-- Start DATA SECTION --

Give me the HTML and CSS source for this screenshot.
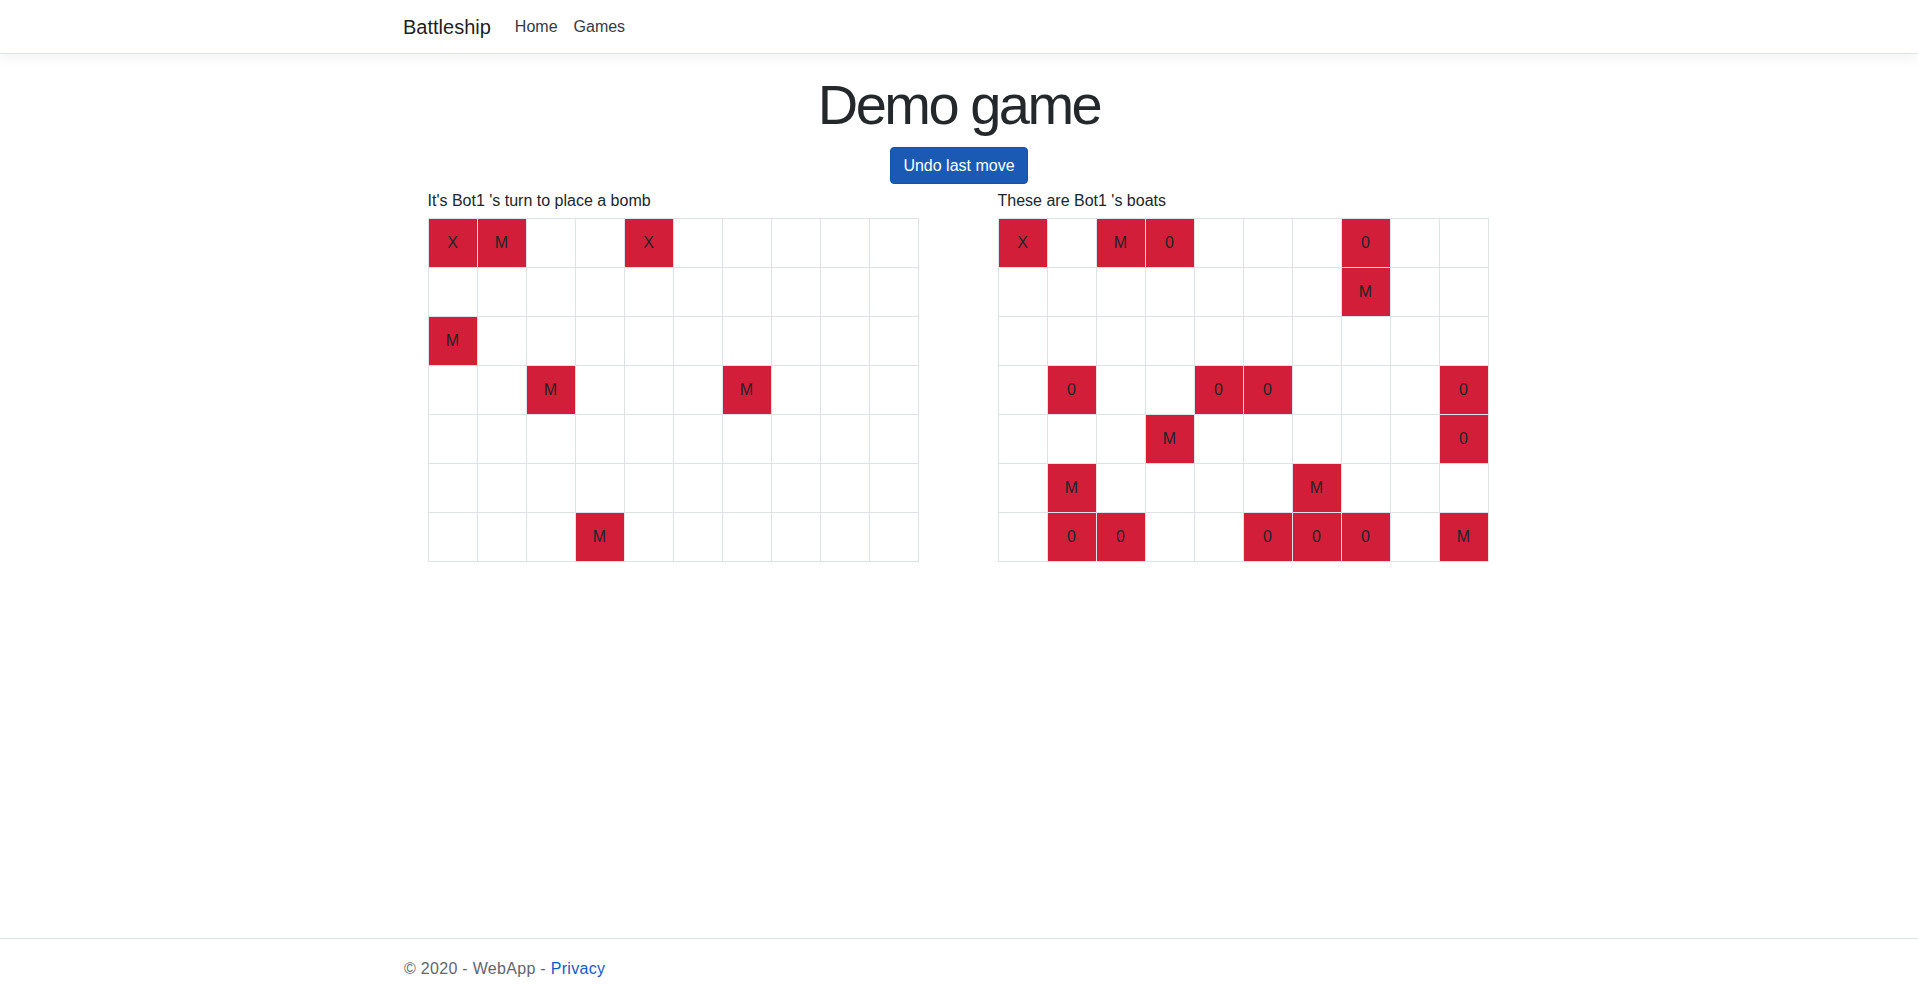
FILE: index.html
```html
<!DOCTYPE html>
<html lang="en">
<head>
<meta charset="utf-8">
<title>Demo game - Battleship</title>
<link rel="stylesheet" href="styles.css">
</head>
<body>
<header class="navbar">
  <div class="container nav-inner">
    <a class="brand" href="#">Battleship</a>
    <ul class="nav">
      <li><a class="nav-link" href="#">Home</a></li>
      <li><a class="nav-link" href="#">Games</a></li>
    </ul>
  </div>
</header>
<main class="container main">
  <h1 class="title">Demo game</h1>
  <div class="actions"><button class="btn">Undo last move</button></div>
  <div class="boards">
    <div class="col">
      <div class="board">
        <p class="label">It's Bot1 's turn to place a bomb</p>
        <table class="grid">
          <tr><td class="hit">X</td><td class="hit">M</td><td></td><td></td><td class="hit">X</td><td></td><td></td><td></td><td></td><td></td></tr>
          <tr><td></td><td></td><td></td><td></td><td></td><td></td><td></td><td></td><td></td><td></td></tr>
          <tr><td class="hit">M</td><td></td><td></td><td></td><td></td><td></td><td></td><td></td><td></td><td></td></tr>
          <tr><td></td><td></td><td class="hit">M</td><td></td><td></td><td></td><td class="hit">M</td><td></td><td></td><td></td></tr>
          <tr><td></td><td></td><td></td><td></td><td></td><td></td><td></td><td></td><td></td><td></td></tr>
          <tr><td></td><td></td><td></td><td></td><td></td><td></td><td></td><td></td><td></td><td></td></tr>
          <tr><td></td><td></td><td></td><td class="hit">M</td><td></td><td></td><td></td><td></td><td></td><td></td></tr>
        </table>
      </div>
    </div>
    <div class="col">
      <div class="board">
        <p class="label">These are Bot1 's boats</p>
        <table class="grid">
          <tr><td class="hit">X</td><td></td><td class="hit">M</td><td class="hit">0</td><td></td><td></td><td></td><td class="hit">0</td><td></td><td></td></tr>
          <tr><td></td><td></td><td></td><td></td><td></td><td></td><td></td><td class="hit">M</td><td></td><td></td></tr>
          <tr><td></td><td></td><td></td><td></td><td></td><td></td><td></td><td></td><td></td><td></td></tr>
          <tr><td></td><td class="hit">0</td><td></td><td></td><td class="hit">0</td><td class="hit">0</td><td></td><td></td><td></td><td class="hit">0</td></tr>
          <tr><td></td><td></td><td></td><td class="hit">M</td><td></td><td></td><td></td><td></td><td></td><td class="hit">0</td></tr>
          <tr><td></td><td class="hit">M</td><td></td><td></td><td></td><td></td><td class="hit">M</td><td></td><td></td><td></td></tr>
          <tr><td></td><td class="hit">0</td><td class="hit">0</td><td></td><td></td><td class="hit">0</td><td class="hit">0</td><td class="hit">0</td><td></td><td class="hit">M</td></tr>
        </table>
      </div>
    </div>
  </div>
</main>
<footer class="footer">
  <div class="container">&copy; 2020 - WebApp - <a class="privacy" href="#">Privacy</a></div>
</footer>
</body>
</html>
```
FILE: styles.css
```css
* { box-sizing: border-box; }
html, body { margin: 0; padding: 0; }
body {
  font-family: "Liberation Sans", Arial, sans-serif;
  font-size: 16px;
  line-height: 1.5;
  color: #212529;
  background: #fff;
  min-height: 100vh;
  display: flex;
  flex-direction: column;
}
a { text-decoration: none; }
.container {
  width: 1140px;
  margin: 0 auto;
  padding: 0 15px;
}
.navbar {
  height: 54px;
  border-bottom: 1px solid #dee2e6;
  box-shadow: 0 4px 12px rgba(0,0,0,.05);
  background: #fff;
}
.nav-inner {
  display: flex;
  align-items: center;
  height: 53px;
}
.brand {
  font-size: 20px;
  line-height: 30px;
  color: rgba(0,0,0,.9);
  margin-right: 16px;
  margin-left: -1px;
}
.nav {
  display: flex;
  list-style: none;
  margin: 0;
  padding: 0;
}
.nav-link {
  display: block;
  padding: 8px;
  color: #343a40;
  font-size: 16px;
  line-height: 24px;
}
.main {
  flex: 1;
  padding-top: 17px;
}
.title {
  font-family: "Liberation Sans", Arial, sans-serif;
  font-weight: 300;
  font-size: 56px;
  line-height: 67px;
  letter-spacing: -2.5px;
  text-align: center;
  color: #25282b;
  margin: 0 0 9px;
}
.actions {
  display: flex;
  justify-content: center;
}
.btn {
  font-family: "Liberation Sans", Arial, sans-serif;
  font-size: 16px;
  line-height: 24px;
  padding: 6px 12px;
  height: 37px;
  width: 138px;
  color: #fff;
  background: #1a5ab4;
  border: 1px solid #1652a6;
  border-radius: 4px;
  cursor: pointer;
}
.boards {
  display: flex;
  margin: 5px -15px 0;
}
.col {
  flex: 1;
  padding: 0 16px 0 14px;
  display: flex;
  justify-content: center;
}
.label {
  margin: 0 0 5px;
  line-height: 24px;
}
.grid {
  border-collapse: collapse;
}
.grid td {
  width: 49px;
  height: 49px;
  padding: 0;
  border: 1px solid #dee2e6;
  text-align: center;
  vertical-align: middle;
  font-size: 16px;
  color: #212529;
}
.grid td.hit {
  background: #d21e39;
}
.footer {
  height: 60px;
  border-top: 1px solid #dee2e6;
  line-height: 59px;
  color: #5f666d;
  white-space: nowrap;
  letter-spacing: 0.3px;
}
.privacy { color: #0f5bd0; }
```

-- End DATA SECTION --

STATED EXERCISE = Set down the material exactly, every line of it, except for the pictures.

EXERCISE ANSWER =
Give me the HTML and CSS source for this screenshot.
FILE: index.html
```html
<!DOCTYPE html>
<html lang="en">
<head>
<meta charset="utf-8">
<title>Demo game - Battleship</title>
<link rel="stylesheet" href="styles.css">
</head>
<body>
<header class="navbar">
  <div class="container nav-inner">
    <a class="brand" href="#">Battleship</a>
    <ul class="nav">
      <li><a class="nav-link" href="#">Home</a></li>
      <li><a class="nav-link" href="#">Games</a></li>
    </ul>
  </div>
</header>
<main class="container main">
  <h1 class="title">Demo game</h1>
  <div class="actions"><button class="btn">Undo last move</button></div>
  <div class="boards">
    <div class="col">
      <div class="board">
        <p class="label">It's Bot1 's turn to place a bomb</p>
        <table class="grid">
          <tr><td class="hit">X</td><td class="hit">M</td><td></td><td></td><td class="hit">X</td><td></td><td></td><td></td><td></td><td></td></tr>
          <tr><td></td><td></td><td></td><td></td><td></td><td></td><td></td><td></td><td></td><td></td></tr>
          <tr><td class="hit">M</td><td></td><td></td><td></td><td></td><td></td><td></td><td></td><td></td><td></td></tr>
          <tr><td></td><td></td><td class="hit">M</td><td></td><td></td><td></td><td class="hit">M</td><td></td><td></td><td></td></tr>
          <tr><td></td><td></td><td></td><td></td><td></td><td></td><td></td><td></td><td></td><td></td></tr>
          <tr><td></td><td></td><td></td><td></td><td></td><td></td><td></td><td></td><td></td><td></td></tr>
          <tr><td></td><td></td><td></td><td class="hit">M</td><td></td><td></td><td></td><td></td><td></td><td></td></tr>
        </table>
      </div>
    </div>
    <div class="col">
      <div class="board">
        <p class="label">These are Bot1 's boats</p>
        <table class="grid">
          <tr><td class="hit">X</td><td></td><td class="hit">M</td><td class="hit">0</td><td></td><td></td><td></td><td class="hit">0</td><td></td><td></td></tr>
          <tr><td></td><td></td><td></td><td></td><td></td><td></td><td></td><td class="hit">M</td><td></td><td></td></tr>
          <tr><td></td><td></td><td></td><td></td><td></td><td></td><td></td><td></td><td></td><td></td></tr>
          <tr><td></td><td class="hit">0</td><td></td><td></td><td class="hit">0</td><td class="hit">0</td><td></td><td></td><td></td><td class="hit">0</td></tr>
          <tr><td></td><td></td><td></td><td class="hit">M</td><td></td><td></td><td></td><td></td><td></td><td class="hit">0</td></tr>
          <tr><td></td><td class="hit">M</td><td></td><td></td><td></td><td></td><td class="hit">M</td><td></td><td></td><td></td></tr>
          <tr><td></td><td class="hit">0</td><td class="hit">0</td><td></td><td></td><td class="hit">0</td><td class="hit">0</td><td class="hit">0</td><td></td><td class="hit">M</td></tr>
        </table>
      </div>
    </div>
  </div>
</main>
<footer class="footer">
  <div class="container">&copy; 2020 - WebApp - <a class="privacy" href="#">Privacy</a></div>
</footer>
</body>
</html>
```
FILE: styles.css
```css
* { box-sizing: border-box; }
html, body { margin: 0; padding: 0; }
body {
  font-family: "Liberation Sans", Arial, sans-serif;
  font-size: 16px;
  line-height: 1.5;
  color: #212529;
  background: #fff;
  min-height: 100vh;
  display: flex;
  flex-direction: column;
}
a { text-decoration: none; }
.container {
  width: 1140px;
  margin: 0 auto;
  padding: 0 15px;
}
.navbar {
  height: 54px;
  border-bottom: 1px solid #dee2e6;
  box-shadow: 0 4px 12px rgba(0,0,0,.05);
  background: #fff;
}
.nav-inner {
  display: flex;
  align-items: center;
  height: 53px;
}
.brand {
  font-size: 20px;
  line-height: 30px;
  color: rgba(0,0,0,.9);
  margin-right: 16px;
  margin-left: -1px;
}
.nav {
  display: flex;
  list-style: none;
  margin: 0;
  padding: 0;
}
.nav-link {
  display: block;
  padding: 8px;
  color: #343a40;
  font-size: 16px;
  line-height: 24px;
}
.main {
  flex: 1;
  padding-top: 17px;
}
.title {
  font-family: "Liberation Sans", Arial, sans-serif;
  font-weight: 300;
  font-size: 56px;
  line-height: 67px;
  letter-spacing: -2.5px;
  text-align: center;
  color: #25282b;
  margin: 0 0 9px;
}
.actions {
  display: flex;
  justify-content: center;
}
.btn {
  font-family: "Liberation Sans", Arial, sans-serif;
  font-size: 16px;
  line-height: 24px;
  padding: 6px 12px;
  height: 37px;
  width: 138px;
  color: #fff;
  background: #1a5ab4;
  border: 1px solid #1652a6;
  border-radius: 4px;
  cursor: pointer;
}
.boards {
  display: flex;
  margin: 5px -15px 0;
}
.col {
  flex: 1;
  padding: 0 16px 0 14px;
  display: flex;
  justify-content: center;
}
.label {
  margin: 0 0 5px;
  line-height: 24px;
}
.grid {
  border-collapse: collapse;
}
.grid td {
  width: 49px;
  height: 49px;
  padding: 0;
  border: 1px solid #dee2e6;
  text-align: center;
  vertical-align: middle;
  font-size: 16px;
  color: #212529;
}
.grid td.hit {
  background: #d21e39;
}
.footer {
  height: 60px;
  border-top: 1px solid #dee2e6;
  line-height: 59px;
  color: #5f666d;
  white-space: nowrap;
  letter-spacing: 0.3px;
}
.privacy { color: #0f5bd0; }
```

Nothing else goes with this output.